The Abuse@ Email Address

Possibly the Most Important Part of Setting Up a Mail Server

January 7, 2007

Just about everyone acknowledges the problem of spam. The notable exception being spammers, who think that spamming is great. a notion that is reinforced by the people who fall prey to their scams and purchase their snake oil or buy into their scheme.

The Abuse@ Address Is Required

The abuse@ address is required by RFC 2142 (this annotated copy of the RFC is provided courtesy of rfc-ignorant.org). The purpose of the abuse@ address is to receive complaints about inappropriate behavior on that network or in that IP range.

Messages to the Abuse@ Address Are Often Blocked

Unfortunately, many mail servers are configured with antivirus, anti-spyware, and anti-spam software that blocks certain kinds of messages to all addresses to those servers. This filtering appears to be a violation of the RFC.

Blocking Messages to Abuse@ Is a Problem

The problem with this filter of the abuse@ address is that this will prevent many complaints from getting through to the system administrators. This results in the system administrators and network administrators either deliberately or inadvertently, supporting the spammers and phishers on their networks.

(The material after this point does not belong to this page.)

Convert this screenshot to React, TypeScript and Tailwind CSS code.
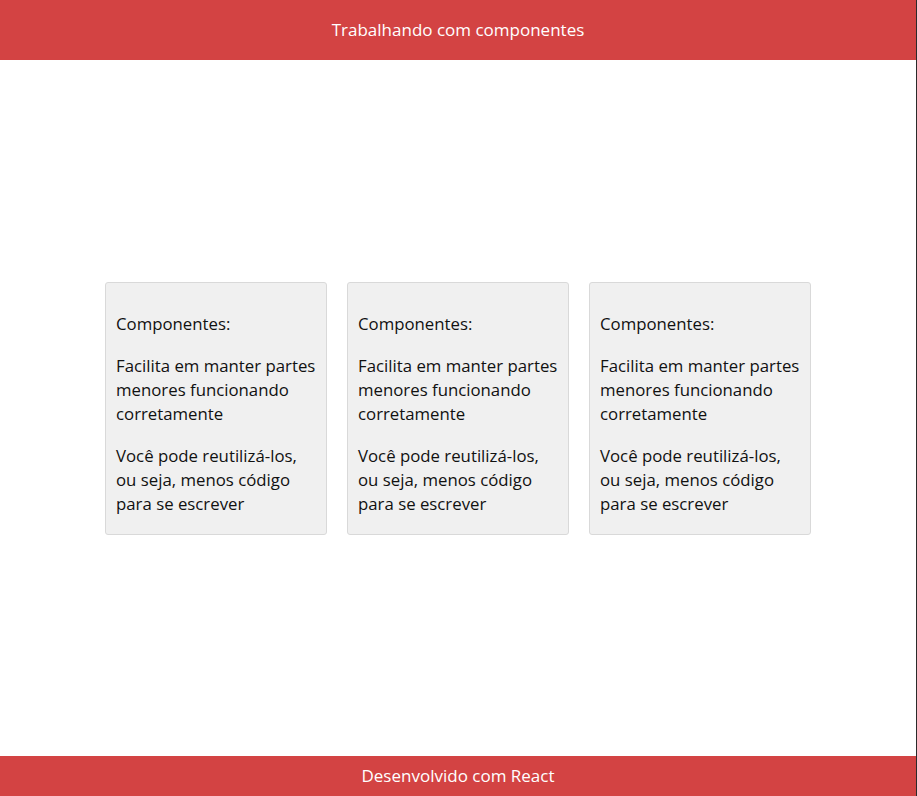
const cards = [1, 2, 3];

const Card = () => (
  <div className="w-[222px] bg-[#f0f0f0] border border-[#d9d9d9] rounded-[3px] px-[10px] pt-[11px] pb-0 text-[#111] text-[16.8px]">
    <p className="my-[18px]">Componentes:</p>
    <p className="my-[18px]">
      <span className="block whitespace-nowrap">Facilita em manter partes</span>
      <span className="block">menores funcionando</span>
      <span className="block">corretamente</span>
    </p>
    <p className="my-[18px]">
      <span className="block whitespace-nowrap">Você pode reutilizá-los,</span>
      <span className="block">ou seja, menos código</span>
      <span className="block">para se escrever</span>
    </p>
  </div>
);

export default function App() {
  return (
    <div className="h-[796px] flex flex-col bg-white border-r border-[#2a2a2a] font-['Open_Sans',sans-serif] text-[17px] leading-[24px]">
      <header className="h-[60px] shrink-0 bg-[#d34343] text-white flex items-center justify-center">
        Trabalhando com componentes
      </header>

      <main className="flex-1 flex items-center justify-center gap-[20px]">
        {cards.map((c) => (
          <Card key={c} />
        ))}
      </main>

      <footer className="h-[40px] shrink-0 bg-[#d34343] text-white flex items-center justify-center">
        Desenvolvido com React
      </footer>
    </div>
  );
}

Blocking Complaints Promotes Spam and Phishing

How does this support the spammers and phishers? Very clearly, actually. If spam comes from a network, or if spam that 'spamvertizes' a domain hosted on that network results in a complaint to that network's administrators, the spam filter may see the complaint itself as spam and block it. This results in the administrator not seeing the complaint. If the administrator has no information on abusive behavior taking place on his or her network, the administrator will not investigate the case and will not take action against the abuser. This encourages the abuser to commit the act of abuse again, or to expand the abuses he or she is committing. In addition, this allows the network administrators to live under the delusion that their network is clean and safe, meanwhile developing a bad reputation for themselves and their network.

Filtering Email to the Abuse@ Address Is Bad

Not only does filtering complaints to the abuse@ address support spammers and tarnish the reputation of the network thus filtered, it would also appear to violate the RFC, because when this mailbox is filtered, it is no longer "valid and supported" from the viewpoint of the end user trying to communicate with the organization.

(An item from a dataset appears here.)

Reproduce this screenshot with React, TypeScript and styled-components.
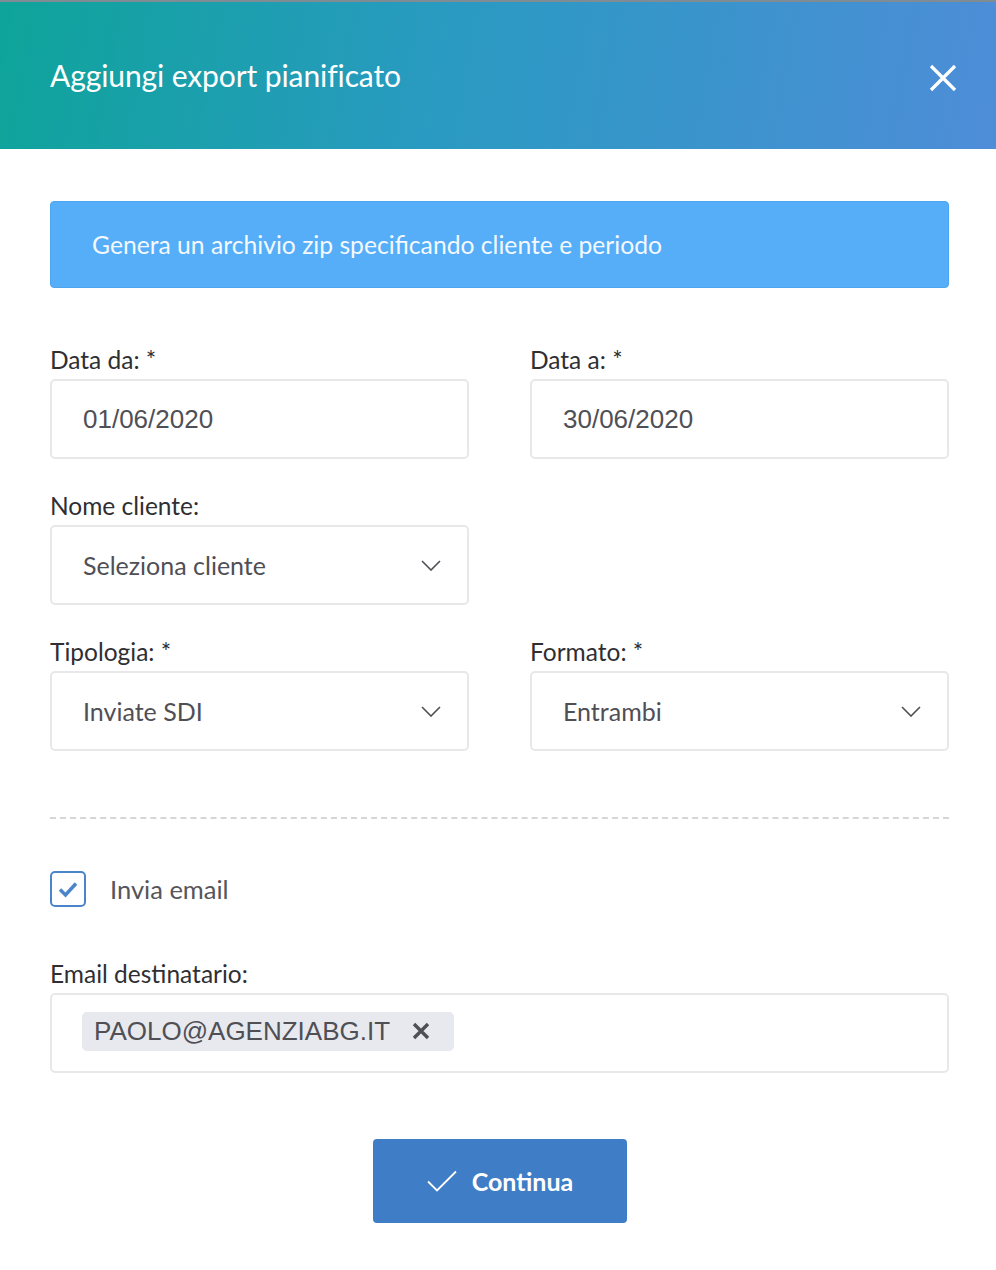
import React from "react";
import styled, { createGlobalStyle } from "styled-components";

const GlobalStyle = createGlobalStyle`
  html, body {
    margin: 0;
    padding: 0;
    background: #ffffff;
  }
  body {
    font-family: "Lato", "Open Sans", sans-serif;
  }
  * {
    box-sizing: border-box;
  }
`;

const Modal = styled.div`
  width: 996px;
  min-height: 1270px;
  background: #ffffff;
  border-top: 2px solid #7f8c93;
`;

const Header = styled.div`
  height: 147px;
  display: flex;
  align-items: center;
  justify-content: space-between;
  padding: 0 39px 0 50px;
  background: linear-gradient(100deg, #0ea49a 0%, #2a9ac2 45%, #4e8dd8 100%);
`;

const Title = styled.h1`
  margin: 0 0 2px;
  font-size: 30px;
  font-weight: 400;
  color: #ffffff;
  letter-spacing: -0.1px;
`;

const CloseButton = styled.button`
  border: none;
  background: transparent;
  padding: 0;
  margin-top: 5px;
  width: 28px;
  height: 28px;
  display: flex;
  cursor: pointer;
`;

const Body = styled.div`
  padding: 52px 47px 47px 50px;
`;

const Alert = styled.div`
  height: 87px;
  display: flex;
  align-items: center;
  padding: 0 41px;
  background: #55aef7;
  border: 1px solid #4ea5ee;
  border-radius: 4px;
  color: #f4f9ff;
  font-size: 24.7px;
  margin-bottom: 57px;
`;

const Grid = styled.div`
  display: grid;
  grid-template-columns: 419px 419px;
  column-gap: 61px;
  row-gap: 32px;
`;

const Field = styled.div`
  display: flex;
  flex-direction: column;
`;

const Label = styled.label`
  font-size: 24.5px;
  line-height: 30px;
  color: #2f2f33;
  margin-bottom: 4px;
`;

const Box = styled.div`
  height: 80px;
  display: flex;
  align-items: center;
  justify-content: space-between;
  padding: 0 26px 0 31px;
  border: 2px solid #e8e8ea;
  border-radius: 5px;
  background: #ffffff;
`;

const BoxText = styled.span<{ $mono?: boolean }>`
  font-family: ${(p) =>
    p.$mono ? '"Liberation Sans", Arial, sans-serif' : '"Lato", sans-serif'};
  font-size: ${(p) => (p.$mono ? "26px" : "25px")};
  color: #4f4f55;
`;

const Divider = styled.hr`
  margin: 66px 0 52px;
  border: none;
  border-top: 2px dashed #d6d6d8;
`;

const CheckRow = styled.label`
  display: flex;
  align-items: center;
  gap: 24px;
  height: 36px;
  line-height: 36px;
  font-size: 25.5px;
  color: #55555b;
  margin-bottom: 52px;
`;

const CheckBox = styled.span`
  width: 36px;
  height: 36px;
  border: 2px solid #4a85c9;
  border-radius: 5px;
  display: flex;
  align-items: center;
  justify-content: center;
`;

const TagBox = styled(Box)`
  justify-content: flex-start;
  padding-bottom: 4px;
`;

const Tag = styled.span`
  display: inline-flex;
  align-items: center;
  gap: 22px;
  height: 39px;
  padding: 0 24px 0 12px;
  margin-left: -1px;
  background: #e8e9ef;
  border-radius: 5px;
  font-family: "Liberation Sans", Arial, sans-serif;
  font-size: 26px;
  color: #4f4f55;
`;

const Footer = styled.div`
  display: flex;
  justify-content: center;
  margin-top: 66px;
`;

const PrimaryButton = styled.button`
  width: 254px;
  height: 84px;
  display: flex;
  align-items: center;
  justify-content: center;
  gap: 14px;
  border: none;
  border-radius: 4px;
  background: #3f7ec6;
  color: #ffffff;
  font-family: "Lato", sans-serif;
  font-size: 25px;
  font-weight: 700;
  cursor: pointer;
`;

const Chevron = () => (
  <svg width="20" height="11" viewBox="0 0 20 11" fill="none">
    <polyline points="1,1 10,10 19,1" stroke="#4f4f55" strokeWidth="1.6" />
  </svg>
);

const Select: React.FC<{ value: string }> = ({ value }) => (
  <Box>
    <BoxText>{value}</BoxText>
    <Chevron />
  </Box>
);

const App: React.FC = () => {
  return (
    <>
      <GlobalStyle />
      <Modal>
        <Header>
          <Title>Aggiungi export pianificato</Title>
          <CloseButton aria-label="Chiudi">
            <svg width="28" height="28" viewBox="0 0 28 28">
              <path d="M2 2 26 26M26 2 2 26" stroke="#ffffff" strokeWidth="3.2" />
            </svg>
          </CloseButton>
        </Header>
        <Body>
          <Alert>Genera un archivio zip specificando cliente e periodo</Alert>
          <Grid>
            <Field>
              <Label>Data da: *</Label>
              <Box>
                <BoxText $mono>01/06/2020</BoxText>
              </Box>
            </Field>
            <Field>
              <Label>Data a: *</Label>
              <Box>
                <BoxText $mono>30/06/2020</BoxText>
              </Box>
            </Field>
            <Field>
              <Label>Nome cliente:</Label>
              <Select value="Seleziona cliente" />
            </Field>
            <div />
            <Field>
              <Label>Tipologia: *</Label>
              <Select value="Inviate SDI" />
            </Field>
            <Field>
              <Label>Formato: *</Label>
              <Select value="Entrambi" />
            </Field>
          </Grid>
          <Divider />
          <CheckRow>
            <CheckBox>
              <svg width="22" height="18" viewBox="0 0 22 18">
                <path
                  d="M3 9.5 8.5 15 19 3.5"
                  stroke="#4a85c9"
                  strokeWidth="3.4"
                  fill="none"
                />
              </svg>
            </CheckBox>
            Invia email
          </CheckRow>
          <Field>
            <Label>Email destinatario:</Label>
            <TagBox>
              <Tag>
                PAOLO@AGENZIABG.IT
                <svg width="18" height="18" viewBox="0 0 18 18">
                  <path d="M2 2 16 16M16 2 2 16" stroke="#4f4f55" strokeWidth="3.4" />
                </svg>
              </Tag>
            </TagBox>
          </Field>
          <Footer>
            <PrimaryButton>
              <svg width="32" height="24" viewBox="0 0 32 24" fill="none">
                <path d="M2 12.5 11 21.5 30 2.5" stroke="#ffffff" strokeWidth="1.8" />
              </svg>
              Continua
            </PrimaryButton>
          </Footer>
        </Body>
      </Modal>
    </>
  );
};

export default App;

Can Network Administrators Protect System Addresses from Spam?

This, however, does not require that network and system administrators open their standard or system-level mailboxes to all incoming messages. Basic protection methods, such as greylisting should not interfere with the delivery of legitimate complaints about spam or phishing (or other forms of network abuse), but should protect these mailboxes from the majority of spam. This is because techniques like greylisting do not interfere with the delivery of email by legitimate servers.